Inevitably, one or two of Mourinho's squad will rebel against too long a period on the wrong side of the touchline, but the crowded season contains enough games for him to avoid a serious mutiny.

One aspect of the early stranglehold Chelsea have put on the Premiership is that their rivals are hamstrung by the transfer restrictions Fifa introduced two years ago, for a reason I've never quite understood, that confine the movement of players during the season to a window in the month of January. This legislates against those whose squads are weakened by injury, loss of form or because they couldn't afford to store up excess players for the winter as Chelsea did.

The old "open all hours" transfer market at least gave clubs the opportunity to react to their problems, and there is no doubt we would have seen a burst of feverish activity among Chelsea's rivals to replenish squads that suddenly don't look capable of a serious chase.

The other consequence of this static situation, and why the rule needs revision, is that, far from being able to strengthen their squads, Arsenal and United are fighting to hang on to their stars. This will provide intriguing sideshows for connoisseurs of the fragility of footballing loyalty. Thierry Henry has been having contract talks with Arsenal but last week decided to postpone negotiations until next summer, when he will have only one year remaining on his present contract. This has alerted Barcelona and Chelsea, who offered £50 million for the French wizard two years ago, and Arsenal face the prospect not only of a disappointing season but of losing their ace goalscorer just as they are preparing to move into their new stadium.

Manchester United's revitalised goalscorer Ruud van Nistelrooy is another from whose direction emanate noises of difficult contract discussions to come. It is difficult to ignore the suspicion that Henry and Van Nistelrooy are already cocking an envious ear to the sounds of triumph emanating from Stamford Bridge. It is bound to have dawned on them that there's only one show in town and they are not in it.

Happily, a week on Tuesday, the Champions' League returns to help sustain the interest and offer the top clubs a path to glory not yet blocked. But if that door closes, the rest of the season offers a bleak vista. They might even have to take a sudden interest in the Carling Cup.

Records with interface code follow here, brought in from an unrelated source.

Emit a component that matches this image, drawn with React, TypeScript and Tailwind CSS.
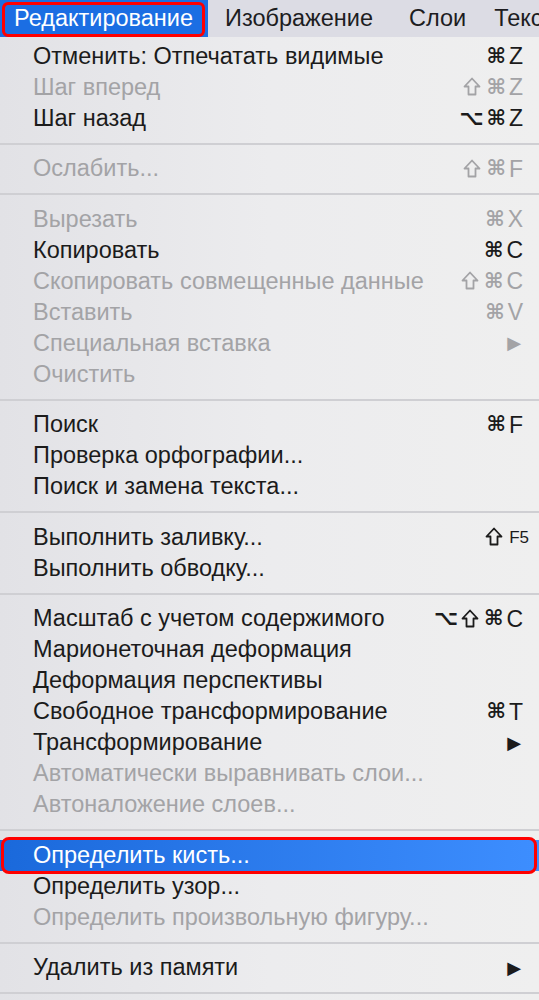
import React from "react";

type Item =
  | { sep: true }
  | {
      sep?: false;
      label: string;
      keys?: string;
      off?: boolean;
      sub?: boolean;
      active?: boolean;
      f5?: boolean;
    };

// Меню "Редактирование" (Photoshop, macOS)
const items: Item[] = [
  { label: "Отменить: Отпечатать видимые", keys: "⌘Z" },
  { label: "Шаг вперед", keys: "⇧⌘Z", off: true },
  { label: "Шаг назад", keys: "⌥⌘Z" },
  { sep: true },
  { label: "Ослабить...", keys: "⇧⌘F", off: true },
  { sep: true },
  { label: "Вырезать", keys: "⌘X", off: true },
  { label: "Копировать", keys: "⌘C" },
  { label: "Скопировать совмещенные данные", keys: "⇧⌘C", off: true },
  { label: "Вставить", keys: "⌘V", off: true },
  { label: "Специальная вставка", sub: true, off: true },
  { label: "Очистить", off: true },
  { sep: true },
  { label: "Поиск", keys: "⌘F" },
  { label: "Проверка орфографии..." },
  { label: "Поиск и замена текста..." },
  { sep: true },
  { label: "Выполнить заливку...", f5: true },
  { label: "Выполнить обводку..." },
  { sep: true },
  { label: "Масштаб с учетом содержимого", keys: "⌥⇧⌘C" },
  { label: "Марионеточная деформация" },
  { label: "Деформация перспективы" },
  { label: "Свободное трансформирование", keys: "⌘T" },
  { label: "Трансформирование", sub: true },
  { label: "Автоматически выравнивать слои...", off: true },
  { label: "Автоналожение слоев...", off: true },
  { sep: true },
  { label: "Определить кисть...", active: true },
  { label: "Определить узор..." },
  { label: "Определить произвольную фигуру...", off: true },
  { sep: true },
  { label: "Удалить из памяти", sub: true },
  { sep: true },
];

const font = { fontFamily: '"Liberation Sans", "DejaVu Sans", Arial, sans-serif' };
const sym = { fontFamily: '"DejaVu Sans", sans-serif' };

// Стрелка Shift (контурная)
function ShiftIcon() {
  return (
    <svg width="18" height="19" viewBox="0 0 18 19" className="mr-[2px] -mt-[2px]">
      <path
        d="M9 1.5 L16.5 9.5 H12.5 V17.5 H5.5 V9.5 H1.5 Z"
        fill="none"
        stroke="currentColor"
        strokeWidth="1.8"
        strokeLinejoin="round"
      />
    </svg>
  );
}

function Keys({ keys, off }: { keys: string; off?: boolean }) {
  return (
    <span className={`flex items-center gap-[3px] text-[23px] ${off ? "text-[#a3a3a6]" : "text-[#1b1b1b]"}`}>
      {keys.split("").map((k, i) =>
        k === "⇧" ? (
          <ShiftIcon key={i} />
        ) : k === "⌘" || k === "⌥" ? (
          <span key={i} className="text-[21px] font-bold" style={sym}>
            {k}
          </span>
        ) : (
          <span key={i}>{k}</span>
        )
      )}
    </span>
  );
}

export default function App() {
  return (
    <div className="h-[1000px] w-[539px] overflow-hidden bg-[#e8e8eb]" style={font}>
      {/* строка меню */}
      <div className="flex h-[37px] items-center whitespace-nowrap bg-[#dcdce4] text-[23.5px] text-[#1d1d1f]">
        <div className="relative flex h-full w-[208px] shrink-0 items-center bg-[#1b6ee3] pl-[14px] text-white">
          Редактирование
          <div className="absolute left-[2px] right-[3px] top-[2px] bottom-[0px] rounded-[6px] border-[3px] border-[#ff0000]" />
        </div>
        <span className="shrink-0 pl-[17px]">Изображение</span>
        <span className="shrink-0 pl-[36px]">Слои</span>
        <span className="shrink-0 pl-[28px]">Текст</span>
      </div>

      {/* выпадающее меню */}
      <div className="bg-gradient-to-r from-[#e2e2e6] via-[#ececee] to-[#efefef] pt-[4px]">
        {items.map((it, i) =>
          it.sep ? (
            <div key={i} className="flex h-[19.5px] items-center">
              <div className="h-[2px] w-full bg-[#cfcfd3]" />
            </div>
          ) : (
            <div
              key={i}
              className={`relative flex h-[31px] items-center justify-between pl-[33px] pr-[16px] text-[23.5px] ${
                it.active
                  ? "bg-gradient-to-r from-[#1a69db] to-[#3d8eff] text-white"
                  : it.off
                  ? "text-[#a3a3a6]"
                  : "text-[#1b1b1b]"
              }`}
            >
              <span className="whitespace-nowrap">{it.label}</span>
              {it.keys ? <Keys keys={it.keys} off={it.off} /> : null}
              {it.sub ? <span className="pr-[2px] text-[18px]">▶</span> : null}
              {it.f5 ? (
                <span className="-mr-[6px] flex items-center gap-[4px]">
                  <ShiftIcon />
                  <span className="text-[17px]">F5</span>
                </span>
              ) : null}
              {it.active ? (
                <div className="absolute -top-[3px] -bottom-[3px] left-[1px] right-[2px] rounded-[8px] border-[3px] border-[#ff0000]" />
              ) : null}
            </div>
          )
        )}
      </div>
    </div>
  );
}
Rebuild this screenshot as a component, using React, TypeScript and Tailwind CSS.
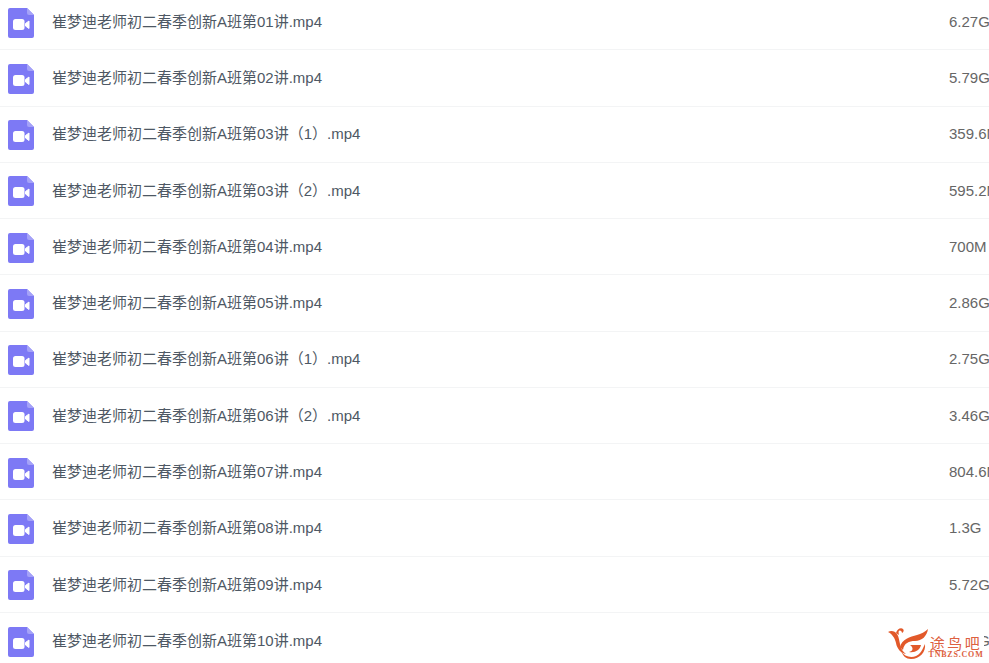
const files = [
  { name: '崔梦迪老师初二春季创新A班第01讲.mp4', size: '6.27G' },
  { name: '崔梦迪老师初二春季创新A班第02讲.mp4', size: '5.79G' },
  { name: '崔梦迪老师初二春季创新A班第03讲（1）.mp4', size: '359.6M' },
  { name: '崔梦迪老师初二春季创新A班第03讲（2）.mp4', size: '595.2M' },
  { name: '崔梦迪老师初二春季创新A班第04讲.mp4', size: '700M' },
  { name: '崔梦迪老师初二春季创新A班第05讲.mp4', size: '2.86G' },
  { name: '崔梦迪老师初二春季创新A班第06讲（1）.mp4', size: '2.75G' },
  { name: '崔梦迪老师初二春季创新A班第06讲（2）.mp4', size: '3.46G' },
  { name: '崔梦迪老师初二春季创新A班第07讲.mp4', size: '804.6M' },
  { name: '崔梦迪老师初二春季创新A班第08讲.mp4', size: '1.3G' },
  { name: '崔梦迪老师初二春季创新A班第09讲.mp4', size: '5.72G' },
  { name: '崔梦迪老师初二春季创新A班第10讲.mp4', size: '5.60G' },
];

function VideoIcon() {
  return (
    <svg width="26" height="30" viewBox="0 0 26 30" className="mt-[2px] shrink-0">
      <path d="M2 0H19L26 7V28a2 2 0 0 1-2 2H2a2 2 0 0 1-2-2V2a2 2 0 0 1 2-2Z" fill="#7d79f5" />
      <path d="M19 0L26 7H21a2 2 0 0 1-2-2Z" fill="#a5a2f8" />
      <rect x="5" y="11" width="11.5" height="11" rx="2.5" fill="#fff" />
      <path d="M17.5 15.5L21 13V20.5L17.5 18Z" fill="#fff" stroke="#fff" strokeLinejoin="round" />
    </svg>
  );
}

// watermark sits on its own white box, so it hides the last row's size
function Logo() {
  return (
    <div className="absolute left-[886px] top-[626px] flex h-[37px] w-[98px] items-start bg-white">
      <svg width="43" height="33" viewBox="0 0 43 33" className="mt-[2px] ml-[2px] shrink-0">
        <path d="M0 4C3 2 7 3 9 6C11 9 11 12 12 16C13 21 15 24 18 26C13 25 9 21 8 15C7 10 4 6 0 4Z" fill="#e2592a" />
        <path d="M8 5C9 1 13 -1 15 1C16 2 16 4 14 5C14 3 12 2 11 3C10 4 11 6 11 7Z" fill="#e2592a" />
        <path d="M12 19C14 11 22 9 29 7C33 6 37 4 40 1C39 8 34 13 27 13C21 13 16 15 15 22Z" fill="#e2592a" />
        <path d="M13 23C17 30 27 31 32 25C34 23 35 20 37 16C38 24 32 31 23 31C18 31 15 28 13 23Z" fill="#e2592a" />
        <path d="M22 17H33C32 22 27 25 21 24C25 23 26 20 22 17Z" fill="#e2592a" />
      </svg>
      <div className="mt-[8px] -ml-[1px] flex w-[52px] flex-col items-center text-[#dd6040]">
        <span className="font-['Noto_Sans_CJK_SC',sans-serif] text-[15px] leading-[17px] tracking-[2.5px] whitespace-nowrap">途鸟吧</span>
        <span className="font-['Liberation_Serif',serif] text-[8px] leading-[8px] font-bold tracking-[0.8px] whitespace-nowrap">TNBZS.COM</span>
      </div>
    </div>
  );
}

export default function App() {
  return (
    <div className="relative h-[663px] w-[989px] overflow-hidden bg-white font-['Liberation_Sans','Noto_Sans_CJK_SC',sans-serif]">
      <div className="-mt-[6px] flex flex-col">
        {files.map((file) => (
          <div key={file.name} className="flex h-[56.27px] shrink-0 items-center border-b border-[#f3f4f5] pl-[7.5px]">
            <VideoIcon />
            <div className="ml-[18.5px] w-[897px] shrink-0 truncate pt-[1px] text-[15px] text-[#4e5864]">{file.name}</div>
            <div className="shrink-0 whitespace-nowrap pt-[1px] text-[15px] text-[#666666]">{file.size}</div>
          </div>
        ))}
      </div>
      <Logo />
    </div>
  );
}
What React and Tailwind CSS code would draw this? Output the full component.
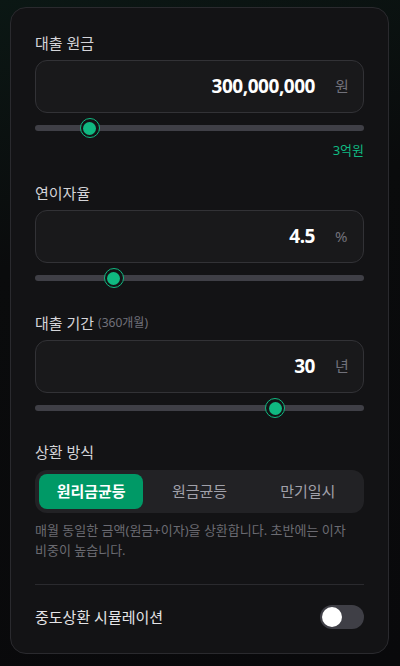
import { useState } from 'react';

const font = { fontFamily: '"Noto Sans", "Noto Sans CJK KR", sans-serif' };

function Slider({ pct }) {
  return (
    <div className="relative h-5 mt-[5px]">
      <div className="absolute left-0 right-0 top-[7px] h-[6px] rounded-full bg-[#3f3f46]" />
      <div
        className="absolute top-0 w-5 h-5 rounded-full border-[1.5px] border-[#10b981] bg-[#131315] flex items-center justify-center"
        style={{ left: `calc(${pct} * (100% - 20px))` }}
      >
        <div className="w-[13px] h-[13px] rounded-full bg-[#10b981]" />
      </div>
    </div>
  );
}

function Field({ label, sub, value, unit, pct, hint }) {
  return (
    <div>
      <div className="h-5 flex items-center text-[15px] text-[#d4d4d8]">
        {label}
        {sub && <span className="ml-1 text-xs text-[#71717a]">{sub}</span>}
      </div>
      <div className="mt-[7px] h-[53px] rounded-xl border border-[#323236] bg-[#19191b] flex items-center justify-end pr-4 gap-5">
        <span className="text-[19px] font-bold text-white tracking-tight">{value}</span>
        <span className="text-[15px] text-[#71717a] w-3 text-center">{unit}</span>
      </div>
      <Slider pct={pct} />
      {hint && <div className="mt-1 h-4 text-right text-[13px] leading-4 text-[#10b981]">{hint}</div>}
    </div>
  );
}

export default function App() {
  const [mode, setMode] = useState(0);
  const [on, setOn] = useState(false);
  const modes = ['원리금균등', '원금균등', '만기일시'];

  return (
    <div
      className="min-h-[666px] pt-[7px] pl-[10px] pr-[11px] bg-[linear-gradient(165deg,#0b1714_0%,#0a0b0c_35%,#09090b_100%)]"
      style={font}
    >
      <div className="rounded-2xl border border-[#2a2a2e] bg-[#131315] px-6 pt-[25px] pb-6">
        <div className="flex flex-col gap-[25px]">
          <Field label="대출 원금" value="300,000,000" unit="원" pct={0.145} hint="3억원" />
          <Field label="연이자율" value="4.5" unit="%" pct={0.223} />
          <Field label="대출 기간" sub="(360개월)" value="30" unit="년" pct={0.745} />
        </div>

        <div className="mt-6">
          <div className="h-5 flex items-center text-[15px] text-[#d4d4d8]">상환 방식</div>
          <div className="mt-2 grid grid-cols-3 gap-1 p-1 rounded-xl bg-[#222225]">
            {modes.map((m, i) => (
              <button
                key={m}
                onClick={() => setMode(i)}
                className={
                  i === mode
                    ? 'h-[35px] rounded-lg bg-[#009966] text-[15px] font-bold text-white'
                    : 'h-[35px] rounded-lg text-[15px] text-[#a1a1aa]'
                }
              >
                {m}
              </button>
            ))}
          </div>
          <p className="mt-[7px] text-[13px] leading-5 text-[#6b6b72] break-keep">
            매월 동일한 금액(원금+이자)을 상환합니다. 초반에는 이자 비중이 높습니다.
          </p>
        </div>

        <div className="mt-6 border-t border-[#2a2a2e] pt-5 flex items-center justify-between">
          <span className="text-[15px] text-[#e4e4e7]">중도상환 시뮬레이션</span>
          <button
            onClick={() => setOn(!on)}
            className={on ? 'w-11 h-6 rounded-full bg-[#10b981] p-[2px] flex justify-end' : 'w-11 h-6 rounded-full bg-[#3f3f46] p-[2px] flex justify-start'}
          >
            <span className="w-5 h-5 rounded-full bg-white" />
          </button>
        </div>
      </div>
    </div>
  );
}
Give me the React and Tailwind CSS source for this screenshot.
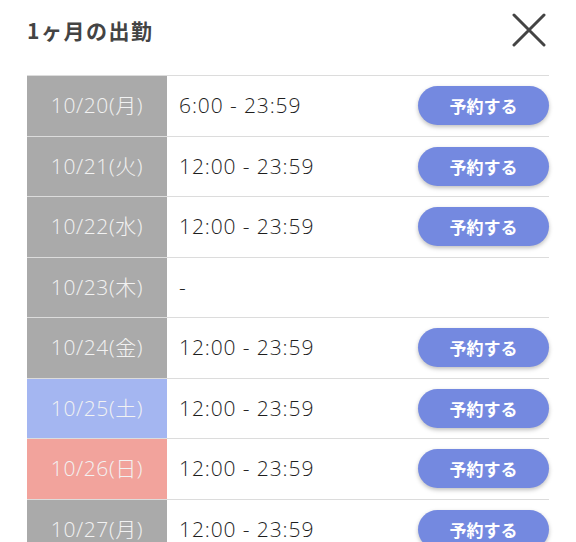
const rows = [
  { date: '10/20(月)', time: '6:00 - 23:59', tone: 'gray' },
  { date: '10/21(火)', time: '12:00 - 23:59', tone: 'gray' },
  { date: '10/22(水)', time: '12:00 - 23:59', tone: 'gray' },
  { date: '10/23(木)', time: '-', tone: 'gray', closed: true },
  { date: '10/24(金)', time: '12:00 - 23:59', tone: 'gray' },
  { date: '10/25(土)', time: '12:00 - 23:59', tone: 'blue' },
  { date: '10/26(日)', time: '12:00 - 23:59', tone: 'red' },
  { date: '10/27(月)', time: '12:00 - 23:59', tone: 'gray' },
]

const toneClass = {
  gray: 'bg-[#aaaaaa]',
  blue: 'bg-[#a4b6f1]',
  red: 'bg-[#f2a39c]',
}

const font = { fontFamily: '"Open Sans", "Noto Sans CJK JP", sans-serif' }

export default function App() {
  return (
    <div className="w-[576px] h-[542px] overflow-hidden bg-white text-[#333]" style={font}>
      <div className="flex items-center justify-between pl-[27px] pr-[30px] h-[62px]">
        <h1 className="text-[21px] font-bold tracking-[1.5px] text-[#444] font-['Noto_Sans_CJK_JP',sans-serif]">
          1ヶ月の出勤
        </h1>
        <svg width="34" height="34" viewBox="0 0 34 34" className="mt-[-2px]">
          <path d="M2 2 L32 32 M32 2 L2 32" stroke="#444" strokeWidth="3" strokeLinecap="round" />
        </svg>
      </div>

      <div className="mx-[27px] mt-[13px] border-t border-[#dcdcdc]">
        {rows.map((row) => (
          <div key={row.date} className="flex h-[60.5px] border-b border-[#dcdcdc]">
            <div
              className={`w-[140px] shrink-0 flex items-center justify-center text-[21px] font-light tracking-[0.6px] text-[#f2f2f2] ${toneClass[row.tone]}`}
            >
              {row.date}
            </div>
            <div className="flex-1 flex items-center justify-between pl-[12px]">
              <span className="text-[21px] font-light tracking-[0.9px] text-[#1e1e1e]">{row.time}</span>
              {!row.closed && (
                <button className="w-[131px] h-[39px] rounded-full bg-[#7489e0] text-white text-[17px] font-bold shadow-[0_2px_4px_rgba(0,0,0,0.25)] font-['Noto_Sans_CJK_JP',sans-serif]">
                  予約する
                </button>
              )}
            </div>
          </div>
        ))}
      </div>
    </div>
  )
}
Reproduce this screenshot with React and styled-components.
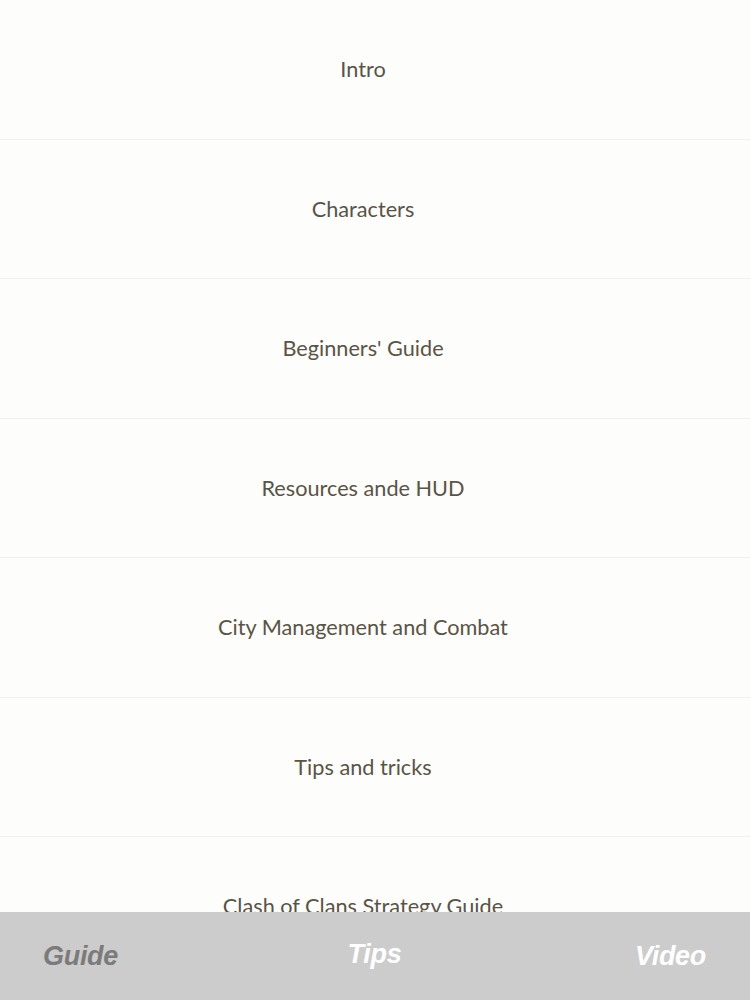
import React from 'react';
import styled, { createGlobalStyle } from 'styled-components';

const Global = createGlobalStyle`
  html, body {
    margin: 0;
    padding: 0;
    background: #fdfdfc;
  }
  body {
    width: 750px;
    height: 1000px;
    overflow: hidden;
  }
`;

const Screen = styled.div`
  position: relative;
  width: 750px;
  height: 1000px;
  overflow: hidden;
  background: #fdfdfc;
`;

const List = styled.ul`
  list-style: none;
  margin: 0;
  padding: 0;
`;

const Row = styled.li`
  height: 139.5px;
  box-sizing: border-box;
  display: flex;
  align-items: center;
  justify-content: center;
  padding-right: 24px;
  border-bottom: 1px solid #f1f0ee;
  font-family: "Lato", "Open Sans", sans-serif;
  font-size: 21.7px;
  color: #5a5446;
`;

const TabBar = styled.nav`
  position: absolute;
  left: 0;
  right: 0;
  bottom: 0;
  height: 88px;
  background: #cccccc;
  display: flex;
  align-items: center;
  justify-content: space-between;
  padding: 0 44px 0 43px;
`;

const Tab = styled.span`
  font-family: "Liberation Sans", Arial, sans-serif;
  font-weight: bold;
  font-style: italic;
  font-size: 27px;
  letter-spacing: -0.3px;
  color: ${p => (p.active ? '#7b7b7b' : '#ffffff')};
  transform: translate(${p => (p.raised ? '-2px, -2px' : '0, 0')});
`;

const items = [
  'Intro',
  'Characters',
  "Beginners' Guide",
  'Resources ande HUD',
  'City Management and Combat',
  'Tips and tricks',
  'Clash of Clans Strategy Guide',
];

export default function App() {
  return (
    <Screen>
      <Global />
      <List>
        {items.map(t => (
          <Row key={t}>{t}</Row>
        ))}
      </List>
      <TabBar>
        <Tab active>Guide</Tab>
        <Tab raised>Tips</Tab>
        <Tab>Video</Tab>
      </TabBar>
    </Screen>
  );
}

The impartial onlookers will have to do what we did last year when the title race petered out - concentrate on the battle to beat the drop. It was a gripping cliffhanger that lasted until the final kick, and shows signs of being just as close this season. Perhaps football can be fully enjoyed only if you are attached, body and soul, to a particular team. If you don't have one, I suggest you wait until the bookmakers offer prices on who is going to finish second and buy some excitement for yourself. It is the only way you are going to get it.

Where there's Wie, there's a way

Michelle Wie's entry into the ranks of professional golfers six days before her 16th birthday, and her declared intention of competing with the men whenever she gets the chance, has split the game.

Some wanted her to wait until she finished her education, as Tiger Woods did before he tapped in to the millions available to golfing prodigies. Others are dead set against her eagerness to compete with the men. Even top administrators feel that the sexes should stay apart at that level. The women, particularly, feel that the gender gap should be maintained.

That wouldn't be the view of those involved in junior golf at club level. They are desperate to attract young girls into the game, and give them incentives to encourage them to play with the boys in club teams. Some local leagues offer girl players the incentive of playing off the ladies' tees, often 50 yards or so in front of where the boys tee off, and also add two courtesy shots to their handicap.

This makes good girl players valuable additions to junior teams, so Wie's progress is going to be worth a lot as a recruiting force. Already we are hearing of young girls showing outstanding ability and being fully capable of taking on adults. A nine-year-old girl last week became the youngest female ever to achieve a hole in one.

Apart from the millions that have already winged their way into Wie's bank account, she is predicted to become the most recognised female athlete on the planet for the next 12 to 18 months, and she can expect to earn fortunes just for appearing at a tournament.

The traditionalists may not like it, but if women are allowed to develop their game alongside the men there is no limit to what they can achieve in the sport. I once predicted that a woman will one day win The Open. I thought it might take 100 years, but the arrival of Wie, and the legions of young ladies she can inspire, suggest my timescale was way out.